By: Thomas Muller - Updated: 31 Dec 2012 | comments*Discuss
 
The Negatives Of Buying To Let

Buying to let can offer canny investors a wealth of rewards but there are also a lot of risks and headaches involved, particularly when the property market is on the turn.

The Buying to Let Boom

Up until relatively recently, buying to let was a fairly good bet as a solid long term investment. Investors with spare cash could take advantage of the UK housing boom by investing in a second or third property, set a rent that would cover mortgage payments and any extra maintenance costs, and find themselves that once the mortgage was paid off they were the proud owners of their own property to do with what they liked.

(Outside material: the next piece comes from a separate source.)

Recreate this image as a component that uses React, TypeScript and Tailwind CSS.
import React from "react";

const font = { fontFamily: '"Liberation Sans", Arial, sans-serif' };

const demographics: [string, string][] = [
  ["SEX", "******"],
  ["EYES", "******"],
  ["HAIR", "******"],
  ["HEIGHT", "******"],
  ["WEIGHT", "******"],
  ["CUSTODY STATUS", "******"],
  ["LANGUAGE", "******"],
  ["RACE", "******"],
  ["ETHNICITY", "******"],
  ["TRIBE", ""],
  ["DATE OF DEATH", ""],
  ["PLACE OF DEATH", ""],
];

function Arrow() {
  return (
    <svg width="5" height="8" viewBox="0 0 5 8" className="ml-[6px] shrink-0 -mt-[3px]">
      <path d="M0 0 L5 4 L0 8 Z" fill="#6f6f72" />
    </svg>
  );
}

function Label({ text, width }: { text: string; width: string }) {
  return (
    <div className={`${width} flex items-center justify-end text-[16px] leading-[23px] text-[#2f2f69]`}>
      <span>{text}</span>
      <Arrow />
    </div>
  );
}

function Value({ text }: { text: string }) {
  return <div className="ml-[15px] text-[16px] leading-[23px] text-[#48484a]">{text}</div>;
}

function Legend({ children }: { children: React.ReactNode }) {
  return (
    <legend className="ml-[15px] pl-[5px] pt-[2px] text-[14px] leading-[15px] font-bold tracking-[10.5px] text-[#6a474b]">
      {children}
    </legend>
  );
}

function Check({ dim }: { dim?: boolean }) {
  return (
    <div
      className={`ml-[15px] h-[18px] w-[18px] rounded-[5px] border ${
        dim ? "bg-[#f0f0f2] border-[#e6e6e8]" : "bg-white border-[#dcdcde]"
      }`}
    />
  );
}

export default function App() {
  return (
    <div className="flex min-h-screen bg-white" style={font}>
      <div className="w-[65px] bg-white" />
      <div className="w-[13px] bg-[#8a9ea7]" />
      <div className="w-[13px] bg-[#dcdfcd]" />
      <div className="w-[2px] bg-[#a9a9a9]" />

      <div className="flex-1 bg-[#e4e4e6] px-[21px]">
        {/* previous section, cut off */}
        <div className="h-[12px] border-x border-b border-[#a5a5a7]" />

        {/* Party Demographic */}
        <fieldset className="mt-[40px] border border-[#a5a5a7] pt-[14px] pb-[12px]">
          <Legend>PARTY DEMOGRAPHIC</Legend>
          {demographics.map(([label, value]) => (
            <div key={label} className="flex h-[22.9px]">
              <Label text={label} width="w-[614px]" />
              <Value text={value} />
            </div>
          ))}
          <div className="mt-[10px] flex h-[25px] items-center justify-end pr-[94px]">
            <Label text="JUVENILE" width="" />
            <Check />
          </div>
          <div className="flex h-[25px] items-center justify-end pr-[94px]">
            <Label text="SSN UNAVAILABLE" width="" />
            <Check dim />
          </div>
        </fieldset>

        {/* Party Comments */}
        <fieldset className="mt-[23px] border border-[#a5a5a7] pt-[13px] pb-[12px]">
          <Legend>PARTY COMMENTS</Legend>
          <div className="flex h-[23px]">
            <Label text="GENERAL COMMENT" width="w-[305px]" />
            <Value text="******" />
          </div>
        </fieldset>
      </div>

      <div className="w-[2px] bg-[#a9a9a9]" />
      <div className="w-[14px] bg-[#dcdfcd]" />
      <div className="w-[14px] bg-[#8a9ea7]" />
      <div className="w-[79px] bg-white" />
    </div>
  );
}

Those who got in early would have seen incredible returns on their initial investment. Between 2000 and 2007, the average property price has increased from £66,000 to almost £180,000.

Economic Downturn

However, 2008 saw the market buckle in the grip of an economic crisis, and which left many landlords faced with financial disarray caused by price falls and interest rate rises.

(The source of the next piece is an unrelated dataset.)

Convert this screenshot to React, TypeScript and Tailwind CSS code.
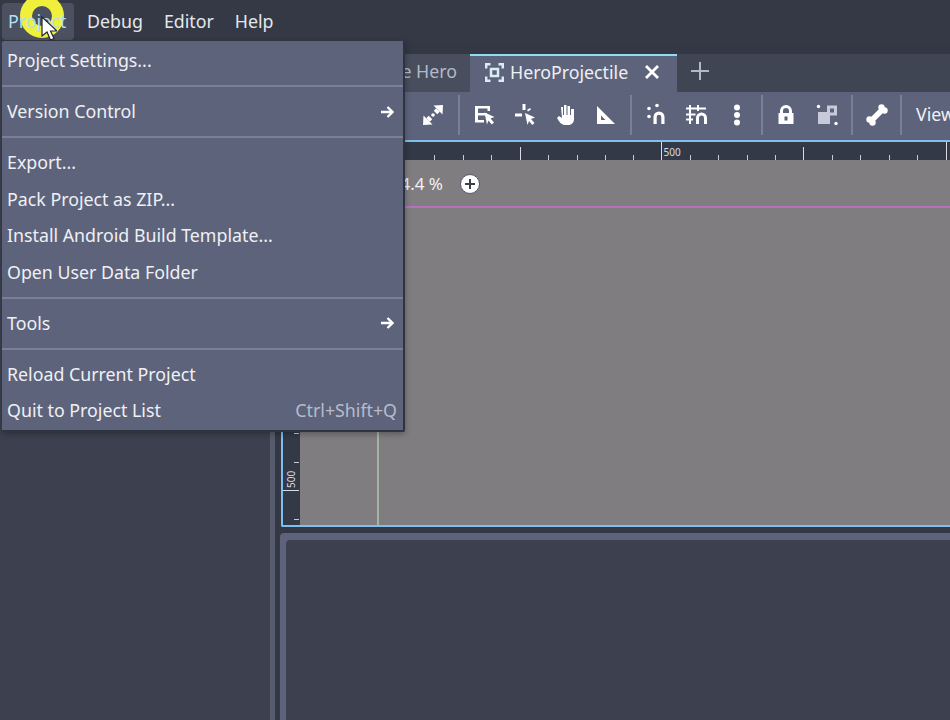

Those particularly hard hit were the latecomer investors who had taken advantage of the minimal property deposits and huge loan availability that had been on offer during the buy to let boom. Even more so those then lured by city centre new-builds that never found their wealthy target tenants.

The Guardian reported a story in February 2008 of a Sussex vet who was convinced by a property seminar company that she would make a fortune by investing in new-builds. She promptly bought up seven properties only for the property bubble to burst. Now she is facing losses totalling around £350,000. Those landlords who have been left unable to afford their properties but unable to offload them have found themselves being repossessed.

Foolish to Invest in Buying to Let?

With fast rising interest rates taking an increasing toll on potential profits – one interest-only tracker mortgage of £150,000 left owners faced with repayment increases of £1,500 over 12 months - is investing in the buy to let market now only a fool’s game?

The consensus advice from property experts is that unless you know exactly what you’re doing, it’s best to steer of buy-to-lets until the market picks up speed again. At present it is a very stressful time to be a landlord. With interest rates increasing, what money is to be made is difficult to come by and requires a lot of patience, due care and property know-how. It’s not simply a case of sitting back and watching the money roll in, it’s a long-term investment.

What’s more, being a landlord in good or bad times is not always easy. Tenants and letting agencies can cause a wealth of unexpected headaches, both financial and time demanding. The property itself can start to backfire and run up maintenance costs. Such problems can magnify if your home is a good distance away from your buy-to-let property.

Advice on Buying to Let

If you are certain you can cope the huge risks and potential setbacks involved with buying to let then consider these words of advice before taking the plunge:
  • Don’t be tempted by a huge mortgage and make sure you are not over-stretching yourself in paying it back.
  • Choose a property that is close to home so you have good local knowledge on your side and you’re also on hand if there are any problems.
  • Choose a property that is well-built and doesn’t require any major maintenance. Don’t be lured by prettiness. Also make sure it has good public transport links.
  • Price the property to pay the mortgage. If you’re pushing for big gains then you will fail.
  • Make sure you fully understand how buy-to-let mortgages operate.
  • Give yourself a financial cushion if things don’t go according to plan, such as if you don’t have a tenant for months and have to pay the mortgage yourself.